This past August my 5 year old Kodak digital camera finally stopped working (it may have had something to do with my dropping it on the pavement – twice) and I splurged on a new Panasonic Lumix camera and 2GB card for $180.70 (yes, I checked, and that is how much I spent!) When I say splurge, I mean I could have purchased a cheaper camera – something for about half the price, but when I considered how many ways I put my digital camera to work, paying more for better quality and features seemed easily justifiable.
My digital camera has frequently been pressed into service as my photo copier. Just tack a document up on a cork board at eye level, take a high resolution photo, download to desktop and print. Yes, a bit complicated, but when you don’t have a copier or a scanner handy the digital camera is a great record keeper (just ask any 1950’s or 60’s spy who used to do this with a camera concealed in a lipstick tube).
I used my digital camera recently to successfully fight a parking ticket. A meter maid had the audacity to ticket me when I still had a few minutes left. Lucky for me I had the camera in my car and took a few stills of the time and used the little movie feature to record the scene. My appeal, complete with photos and link to video was approved and the city of Boston did not get my $25. Right there I saved myself enough to cover the price of the 2 GB card.

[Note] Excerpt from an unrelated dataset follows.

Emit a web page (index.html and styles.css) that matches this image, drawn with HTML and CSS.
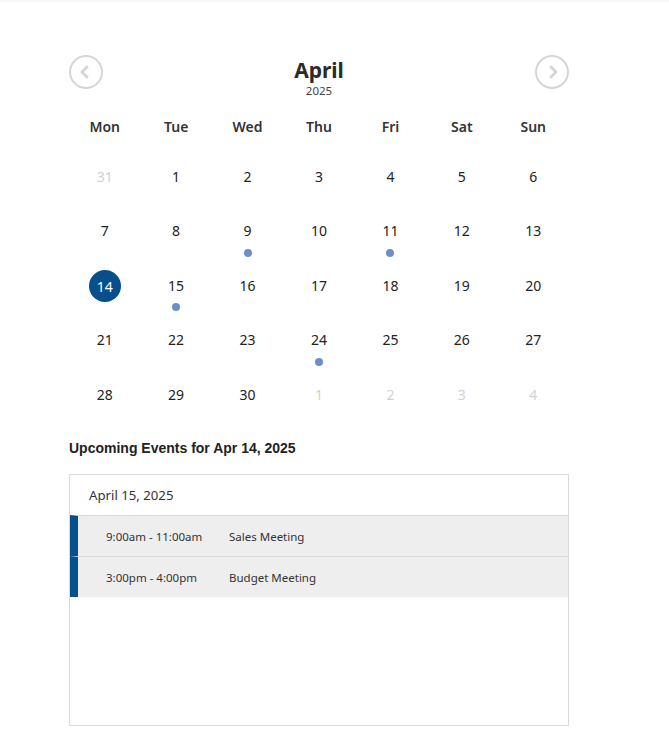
FILE: index.html
```html
<!DOCTYPE html>
<html lang="en">
<head>
<meta charset="utf-8">
<title>Calendar</title>
<link rel="stylesheet" href="styles.css">
</head>
<body>
<div class="topbar"></div>
<main class="wrap">
  <header class="cal-head">
    <button class="nav-btn" aria-label="Previous month">
      <svg width="34" height="34" viewBox="0 0 34 34"><circle cx="17" cy="17" r="16" fill="none" stroke="#d4d7d9" stroke-width="2"/><polyline points="18,12 13,17 18,22" fill="none" stroke="#d4d7d9" stroke-width="3" stroke-linecap="round" stroke-linejoin="round"/></svg>
    </button>
    <div class="title">
      <div class="month">April</div>
      <div class="year">2025</div>
    </div>
    <button class="nav-btn" aria-label="Next month">
      <svg width="34" height="34" viewBox="0 0 34 34"><circle cx="17" cy="17" r="16" fill="none" stroke="#d4d7d9" stroke-width="2"/><polyline points="16,12 21,17 16,22" fill="none" stroke="#d4d7d9" stroke-width="3" stroke-linecap="round" stroke-linejoin="round"/></svg>
    </button>
  </header>

  <div class="weekdays">
    <div>Mon</div><div>Tue</div><div>Wed</div><div>Thu</div><div>Fri</div><div>Sat</div><div>Sun</div>
  </div>

  <div class="days">
    <div class="day muted"><span class="num">31</span></div>
    <div class="day"><span class="num">1</span></div>
    <div class="day"><span class="num">2</span></div>
    <div class="day"><span class="num">3</span></div>
    <div class="day"><span class="num">4</span></div>
    <div class="day"><span class="num">5</span></div>
    <div class="day"><span class="num">6</span></div>

    <div class="day"><span class="num">7</span></div>
    <div class="day"><span class="num">8</span></div>
    <div class="day"><span class="num">9</span><span class="dot"></span></div>
    <div class="day"><span class="num">10</span></div>
    <div class="day"><span class="num">11</span><span class="dot"></span></div>
    <div class="day"><span class="num">12</span></div>
    <div class="day"><span class="num">13</span></div>

    <div class="day selected"><span class="num">14</span></div>
    <div class="day"><span class="num">15</span><span class="dot"></span></div>
    <div class="day"><span class="num">16</span></div>
    <div class="day"><span class="num">17</span></div>
    <div class="day"><span class="num">18</span></div>
    <div class="day"><span class="num">19</span></div>
    <div class="day"><span class="num">20</span></div>

    <div class="day"><span class="num">21</span></div>
    <div class="day"><span class="num">22</span></div>
    <div class="day"><span class="num">23</span></div>
    <div class="day"><span class="num">24</span><span class="dot"></span></div>
    <div class="day"><span class="num">25</span></div>
    <div class="day"><span class="num">26</span></div>
    <div class="day"><span class="num">27</span></div>

    <div class="day"><span class="num">28</span></div>
    <div class="day"><span class="num">29</span></div>
    <div class="day"><span class="num">30</span></div>
    <div class="day muted"><span class="num">1</span></div>
    <div class="day muted"><span class="num">2</span></div>
    <div class="day muted"><span class="num">3</span></div>
    <div class="day muted"><span class="num">4</span></div>
  </div>

  <h2 class="upcoming">Upcoming Events for Apr 14, 2025</h2>

  <section class="events">
    <div class="events-date">April 15, 2025</div>
    <div class="event">
      <span class="time">9:00am - 11:00am</span>
      <span class="name">Sales Meeting</span>
    </div>
    <div class="event">
      <span class="time">3:00pm - 4:00pm</span>
      <span class="name">Budget Meeting</span>
    </div>
  </section>
</main>
</body>
</html>
```

FILE: styles.css
```css
* { box-sizing: border-box; }

html, body {
  margin: 0;
  background: #fff;
}

body {
  font-family: "Noto Sans", "Open Sans", sans-serif;
  color: #333;
}

.topbar {
  height: 2px;
  background: #f6f6f6;
}

.wrap {
  width: 500px;
  margin-left: 69px;
  padding-top: 53px;
}

.cal-head {
  display: flex;
  justify-content: space-between;
  align-items: flex-start;
  height: 57px;
}

.nav-btn {
  width: 34px;
  height: 34px;
  padding: 0;
  border: 0;
  background: none;
  display: block;
}

.nav-btn svg { display: block; }

.title {
  text-align: center;
  margin-top: 1px;
}

.month {
  font-size: 21px;
  font-weight: 700;
  line-height: 28px;
  color: #2b2b2b;
}

.year {
  font-size: 11.5px;
  line-height: 14px;
  color: #444;
}

.weekdays {
  display: grid;
  grid-template-columns: repeat(7, 1fr);
  height: 30px;
  margin-bottom: 18px;
}

.weekdays div {
  text-align: center;
  font-size: 14px;
  font-weight: 600;
  line-height: 30px;
  color: #333;
}

.days {
  display: grid;
  grid-template-columns: repeat(7, 1fr);
  grid-auto-rows: 54.5px;
}

.day {
  display: flex;
  flex-direction: column;
  align-items: center;
}

.num {
  width: 32px;
  height: 32px;
  border-radius: 50%;
  display: flex;
  align-items: center;
  justify-content: center;
  font-size: 14px;
  color: #222;
}

.day.muted .num { color: #cfd2d4; }

.day.selected .num {
  background: #064f8c;
  color: #fff;
  margin-top: 1px;
}

.dot {
  width: 8px;
  height: 8px;
  border-radius: 50%;
  background: #6b8fca;
  margin-top: 2px;
}

.upcoming {
  font-family: "Liberation Sans", Arial, sans-serif;
  font-size: 14px;
  font-weight: 700;
  line-height: 16px;
  color: #222;
  margin: 7px 0 18px;
}

.events {
  border: 1px solid #d9d9d9;
  height: 252px;
}

.events-date {
  height: 40px;
  padding-left: 19px;
  font-size: 13.2px;
  line-height: 40px;
  color: #333;
}

.event {
  display: flex;
  align-items: center;
  height: 41px;
  border-top: 1px solid #d9d9d9;
  border-left: 8px solid #064f8c;
  background: #eeeeee;
  padding-left: 28px;
  padding-top: 1px;
  font-size: 11.5px;
  color: #333;
}

.time {
  width: 123px;
}
```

Lastly, before I leave you with a bulleted list of other ways you can put your digital camera to work for you, I recently discovered a time saving tip. When heading off on a trip, I took a few moments to use my digital camera to document my parking space location at central airport parking. This time, when I returned from my trip, instead of wondering around trying to remember which level I had parked on, I was able to quickly scroll back through my trip photos to find the ones directing me to my car. That experience alone makes my new digital camera worth almost any cost!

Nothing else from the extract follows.